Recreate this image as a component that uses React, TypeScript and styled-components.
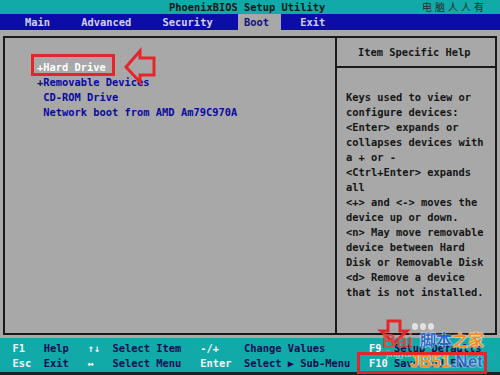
import styled, { createGlobalStyle } from 'styled-components';

const GlobalStyle = createGlobalStyle`
  html, body {
    margin: 0;
    padding: 0;
    background: #000;
  }
  body {
    font-family: "DejaVu Sans Mono", "Liberation Mono", monospace;
    font-size: 10.4px;
    font-weight: bold;
  }
`;

const bootItems = [
  { label: '+Hard Drive', selected: true },
  { label: '+Removable Devices' },
  { label: ' CD-ROM Drive' },
  { label: ' Network boot from AMD Am79C970A' },
];

const helpLines = [
  'Keys used to view or',
  'configure devices:',
  '<Enter> expands or',
  'collapses devices with',
  'a + or -',
  '<Ctrl+Enter> expands',
  'all',
  '<+> and <-> moves the',
  'device up or down.',
  '<n> May move removable',
  'device between Hard',
  'Disk or Removable Disk',
  '<d> Remove a device',
  'that is not installed.',
];

const menus = ['Main', 'Advanced', 'Security', 'Boot', 'Exit'];

function App() {
  return (
    <>
      <GlobalStyle />
      <Screen>
        <TitleBar>
          <span>PhoenixBIOS Setup Utility</span>
          <TitleMark>电脑人人有</TitleMark>
        </TitleBar>
        <MenuBar>
          {menus.map((m) => (
            <MenuItem key={m} $active={m === 'Boot'}>
              {m}
            </MenuItem>
          ))}
        </MenuBar>
        <Body>
          <Box>
            <BootPanel>
              {bootItems.map((item) =>
                item.selected ? (
                  <BootItem key={item.label} $selected>
                    <Selected>
                      {item.label}
                      <PointArrow width="40" height="42" viewBox="0 0 40 42">
                        <polygon
                          points="8,22 22,6 22,13 36,13 36,30 22,30 22,37"
                          fill="none"
                          stroke="#e4262b"
                          strokeWidth="3"
                          strokeLinejoin="miter"
                        />
                      </PointArrow>
                    </Selected>
                  </BootItem>
                ) : (
                  <BootItem key={item.label}>{item.label}</BootItem>
                ),
              )}
            </BootPanel>
            <HelpPanel>
              <HelpHeader>Item Specific Help</HelpHeader>
              <HelpText>
                {helpLines.map((l) => (
                  <div key={l}>{l}</div>
                ))}
              </HelpText>
            </HelpPanel>
          </Box>
        </Body>
        <Footer>
          <FooterGrid>
            <Key>F1</Key>
            <Desc>Help</Desc>
            <Key>↑↓</Key>
            <Desc>Select Item</Desc>
            <Key>-/+</Key>
            <Desc>Change Values</Desc>
            <Key>F9</Key>
            <Desc>Setup Defaults</Desc>
            <Key>Esc</Key>
            <Desc>Exit</Desc>
            <Key>↔</Key>
            <Desc>Select Menu</Desc>
            <Key>Enter</Key>
            <Desc>Select ▶ Sub-Menu</Desc>
            <Key>F10</Key>
            <Desc>Save and Exit</Desc>
          </FooterGrid>
        </Footer>
        <Watermark>
          <DownArrow width="40" height="30" viewBox="0 0 40 30">
            <polygon
              points="13,3 25,3 25,13 32,13 19,25 6,13 13,13"
              fill="none"
              stroke="#e4262b"
              strokeWidth="3"
            />
          </DownArrow>
          <Paw>
            <i />
            <i />
            <i />
          </Paw>
          <BaiText>Bai</BaiText>
          <JingYan>jingyan</JingYan>
          <SiteName>
            <Blue>脚本</Blue>
            <Orange>之家</Orange>
          </SiteName>
          <SiteUrl>
            <Orange>JB51</Orange>
            <Blue>.Net</Blue>
          </SiteUrl>
          <RedFrame />
        </Watermark>
      </Screen>
    </>
  );
}

export default App;

const Screen = styled.div`
  width: 500px;
  height: 375px;
  display: flex;
  flex-direction: column;
  overflow: hidden;
  position: relative;
  background: #a8a8a8;
`;

const TitleBar = styled.div`
  height: 14px;
  line-height: 14px;
  background: #12a9a9;
  color: #161616;
  display: flex;
  align-items: center;
  padding-left: 27ch;
`;

const TitleMark = styled.span`
  margin-left: auto;
  padding-right: 13px;
  font-family: "Noto Sans CJK SC", sans-serif;
  font-size: 10px;
  font-weight: normal;
  letter-spacing: 3px;
  color: #2a2a2a;
`;

const MenuBar = styled.div`
  height: 16px;
  line-height: 16px;
  background: #0c0ca8;
  display: flex;
  gap: 2ch;
  padding-left: 3ch;
`;

type MenuItemProps = { $active?: boolean };
const MenuItem = styled.div<MenuItemProps>`
  padding: 0 2ch 0 1ch;
  color: ${(p) => (p.$active ? '#12127a' : '#d2d2f4')};
  background: ${(p) => (p.$active ? '#a8a8a8' : 'transparent')};
`;

const Body = styled.div`
  flex: 1;
  padding: 6px 3px 3px 3px;
  box-sizing: border-box;
  display: flex;
`;

const Box = styled.div`
  flex: 1;
  border: 2px solid #1a1a1a;
  display: grid;
  grid-template-columns: 1fr 160px;
`;

const BootPanel = styled.div`
  padding: 22px 0 0 32px;
`;

type BootItemProps = { $selected?: boolean };
const BootItem = styled.div<BootItemProps>`
  line-height: 15px;
  white-space: pre;
  color: ${(p) => (p.$selected ? '#ffffff' : '#0a0aa0')};
`;

const Selected = styled.span`
  display: inline-block;
  position: relative;
  &::after {
    content: '';
    position: absolute;
    left: -6px;
    right: -9px;
    top: -6px;
    bottom: -1px;
    border: 3px solid #e4262b;
  }
`;

const PointArrow = styled.svg`
  position: absolute;
  left: calc(100% + 12px);
  top: -15px;
`;

const HelpPanel = styled.div`
  border-left: 2px solid #1a1a1a;
  display: flex;
  flex-direction: column;
  color: #161616;
`;

const HelpHeader = styled.div`
  padding: 7px 0 6px 21px;
  line-height: 15px;
  border-bottom: 2px solid #1a1a1a;
`;

const HelpText = styled.div`
  padding: 22px 0 0 9px;
  line-height: 15px;
  white-space: pre;
`;

const Footer = styled.div`
  height: 37px;
  box-sizing: border-box;
  background: #12a9a9;
  padding-top: 3px;
  border-bottom: 3px solid #162626;
`;

const FooterGrid = styled.div`
  display: grid;
  grid-template-columns: 5ch 7ch 4ch 14ch 7ch 20ch 4ch 1fr;
  padding-left: 2ch;
  line-height: 15px;
  white-space: pre;
`;

const Key = styled.span`
  color: #f6f6f6;
`;

const Desc = styled.span`
  color: #0e0e52;
`;

const Watermark = styled.div`
  position: absolute;
  left: 350px;
  top: 315px;
  width: 150px;
  height: 60px;
  pointer-events: none;
`;

const DownArrow = styled.svg`
  position: absolute;
  left: 25px;
  top: 3px;
`;

const Paw = styled.div`
  position: absolute;
  left: 62px;
  top: 8px;
  display: flex;
  gap: 2px;
  i {
    display: block;
    width: 6px;
    height: 7px;
    border-radius: 50%;
    background: rgba(235, 235, 235, 0.85);
  }
`;

const BaiText = styled.div`
  position: absolute;
  left: 32px;
  top: 16px;
  font-family: "Liberation Sans", Arial, sans-serif;
  font-size: 20px;
  font-weight: bold;
  color: rgba(226, 70, 60, 0.85);
  line-height: 20px;
`;

const JingYan = styled.div`
  position: absolute;
  left: 36px;
  top: 34px;
  font-family: "Liberation Sans", Arial, sans-serif;
  font-size: 9px;
  font-weight: normal;
  color: rgba(240, 240, 240, 0.7);
`;

const SiteName = styled.div`
  position: absolute;
  left: 70px;
  top: 14px;
  font-family: "Noto Sans CJK SC", sans-serif;
  font-size: 16px;
  font-weight: bold;
  line-height: 20px;
  text-shadow: 0 0 2px #fff, 0 0 1px #fff;
`;

const SiteUrl = styled.div`
  position: absolute;
  left: 60px;
  top: 37px;
  font-family: "Liberation Sans", Arial, sans-serif;
  font-size: 17px;
  font-weight: bold;
  line-height: 20px;
  text-shadow: 0 0 2px #fff, 0 0 1px #fff;
`;

const Blue = styled.span`
  color: #2c66c8;
`;

const Orange = styled.span`
  color: #f08c22;
`;

const RedFrame = styled.div`
  position: absolute;
  left: 7px;
  top: 37px;
  width: 130px;
  height: 22px;
  box-sizing: border-box;
  border: 3px solid #e4262b;
`;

——

_Requirement_
Find each line holding the string "that" and copy it out.

_Result_
Recreate this image as a component that uses React, TypeScript and styled-components.
  'that is not installed.',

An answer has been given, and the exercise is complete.